One of the most horrific attacks occurred last month. A bomb used by the coalition in a devastating attack on a school bus on August 6, which killed dozens of children, was sold as part of a US-approved arms deal with Saudi Arabia. At first, Saudi officials asserted that the bus was a “legitimate military target,” alleging that the Houthis train child soldiers and use civilians as human shields, only to later express regret and conclude a mistake had been made.
In March 2016, a strike on a Yemeni market, reportedly by a US-supplied precision-guided MK 84 bomb, killed 97 people and wounded dozens. In October of that year, 155 people were killed and hundreds more wounded in a similar attack on a funeral hall. That bomb too, came from the US.
And on Aug. 23, another 30 people, including 22 children, died in Saudi-led coalition airstrikes on al-Duraihmi district, 20 kilometers from Hodeida.
American, British and French industries remain the biggest suppliers of arms to Saudi Arabia while France and Italy are the second and third largest suppliers to the UAE.
Recent developments, however, suggest that a reluctance to arm the coalition is spreading. Amid mounting public pressure, European states from including Spain, Greece, and Norway have suspended the sale of lethal military goods to the coalition. And in Austria, the Netherlands, and Belgium, licenses for arms sales to the KSA have repeatedly been denied. Germany’s coalition government, too, has suspended approval of arms exports to any country participating in the war in Yemen.
During President Barack Obama’s two-term tenure, the US offered Saudi Arabia more than $115 billion in weapons, more than any previous administration. However, concerned about human rights abuses in the aftermath of an attack on a funeral hall in 2016 that killed more than 140 people, the Obama administration banned the sale of precision-guided military technology to the KSA.
However, in March 2017, then-Secretary of State Rex Tillerson overturned the ban and by May, President Trump finalized a $110 billion arms deal with the Riyahd.
US Secretary of Defense James Mattis has previously stated that the US does not make targeting decisions for the coalition, “I will tell you that we do help them plan what we call, kind of targeting…we do not do dynamic targeting for them.” Despite the rhetoric, evidence suggests that the US supports the KSA and UAE naval blockade and assists in aerial targeting, intelligence sharing, and mid-flight aerial refueling. Meanwhile, small teams of US Special Forces are on the ground.
Secretary Mattis has insisted that the US is “constantly reviewing” the support given to the coalition. Congress, too, has become increasingly skeptical about the continued arms sales and lawmakers have urged officials to explain US support. Congress has never specifically authorized the use of US force in Yemen, as the Constitution requires.
Earlier this year, a bipartisan group of senators unveiled legislation calling for the ‘removal of United States Armed Forces from hostilities in the Republic of Yemen that have not been authorized by Congress.’ In the wake of increased civilian casualties, congressional opposition to American support for the coalition continues to increase.

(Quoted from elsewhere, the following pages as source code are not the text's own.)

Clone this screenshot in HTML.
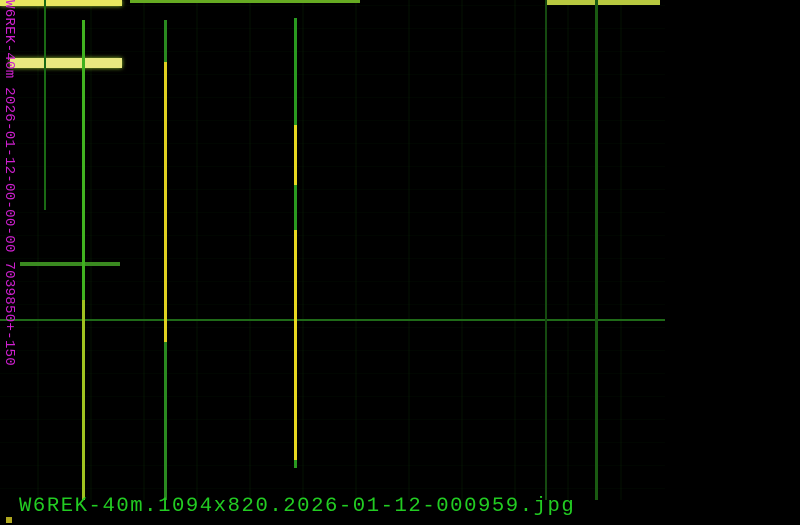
<!DOCTYPE html>
<html><head><style>
body{margin:0;width:800px;height:525px;background:#000;overflow:hidden;position:relative}
div{position:absolute}
.noise{left:0;top:0;width:665px;height:500px;
background:
repeating-linear-gradient(90deg,transparent 0 37px,rgba(30,110,20,.25) 37px 39px,transparent 39px 53px),
repeating-linear-gradient(0deg,transparent 0 11px,rgba(20,90,15,.2) 11px 12px,transparent 12px 23px);
opacity:.35}
.v{width:3px}
.cap{left:19px;top:495px;font:20.6px "Liberation Mono",monospace;letter-spacing:1.55px;color:#22cc22;white-space:nowrap}
.side{left:2px;top:0;transform-origin:0 0;transform:translate(15px,0) rotate(90deg);font:14.2px "Liberation Mono",monospace;letter-spacing:0.2px;color:#d020d0;white-space:nowrap}
</style></head><body>
<div class="noise"></div>
<div style="left:0;top:0;width:122px;height:6px;background:#e8e860;box-shadow:0 0 4px #9c3"></div>
<div style="left:10px;top:58px;width:112px;height:10px;background:#e8e880;box-shadow:0 0 4px #9c3"></div>
<div style="left:545px;top:0;width:115px;height:5px;background:#b8c840"></div>
<div style="left:130px;top:0;width:230px;height:3px;background:#6a2"></div>
<div style="left:20px;top:262px;width:100px;height:4px;background:#3a8a20"></div>
<div style="left:0;top:319px;width:665px;height:2px;background:#1f6a18"></div>
<div class="v" style="left:82px;top:20px;height:480px;background:#40b020"></div>
<div class="v" style="left:82px;top:300px;height:200px;background:#a0c020"></div>
<div class="v" style="left:164px;top:20px;height:480px;background:#2a8a20"></div>
<div class="v" style="left:164px;top:62px;height:280px;background:#e0d020"></div>
<div class="v" style="left:294px;top:18px;height:450px;background:#2a9a20"></div>
<div class="v" style="left:294px;top:125px;height:60px;background:#e8d820"></div>
<div class="v" style="left:294px;top:230px;height:230px;background:#e8d820"></div>
<div style="left:44px;top:0;width:2px;height:210px;background:#1a6a14"></div>
<div style="left:545px;top:0;width:2px;height:500px;background:#154a10"></div>
<div style="left:595px;top:0;width:3px;height:500px;background:#1a5a12"></div>
<div class="cap">W6REK-40m.1094x820.2026-01-12-000959.jpg</div>
<div class="side">W6REK-40m 2026-01-12-00-00-00 7039850+-150</div>
<div style="left:6px;top:517px;width:6px;height:6px;background:#b0a820"></div>
</body></html>
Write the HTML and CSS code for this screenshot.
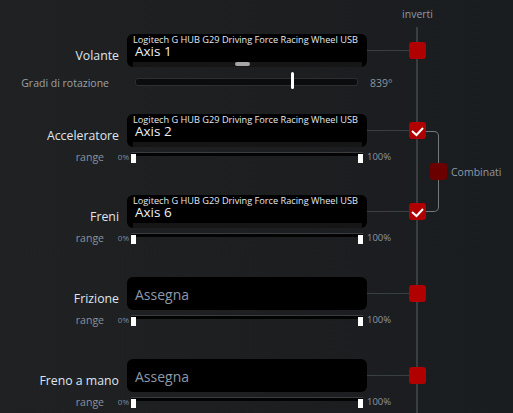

In a statement, Democratic Senator Chris Murphy of Connecticut asserted, “Either the Pentagon should be 100 percent certain that US weapons and funding aren’t being used to commit war crimes in Yemen, or we should cut off US support right now.” A House colleague, Democratic Representative Ted Lieu of California appealed to the Defense Department inspector general, writing, “I am deeply concerned that continued US refueling, operational support functions, and weapons transfers could qualify as aiding and abetting potential war crimes.”
Congressional opposition to the Yemen war is bipartisan.
“Our humanitarian principles and our national security interests require that the United States use its influence to end the civil war in Yemen and address the world’s largest humanitarian crisis,” stated Republican Senator Todd C. Young of Indiana. In an op-ed, Republican Senator Rand Paul of Kentucky stressed, “We must stop being co-conspirators in the deaths of innocent people. We should begin by fully debating and voting on war and returning to a constitutional foreign policy.”
The comments, letters, statements, and series of tweets from leaders on both sides of the aisle make clear: facilitation of this war may actually diminish US security by stoking anti-Americanism and creating a bigger haven for terrorism. As a former US ambassador to Yemen has said, “It is not the responsibility of the United States alone to resolve this crisis, but American leadership is needed to bring it to an end. We shouldn’t mistake the absence of headlines for an absence of urgency.”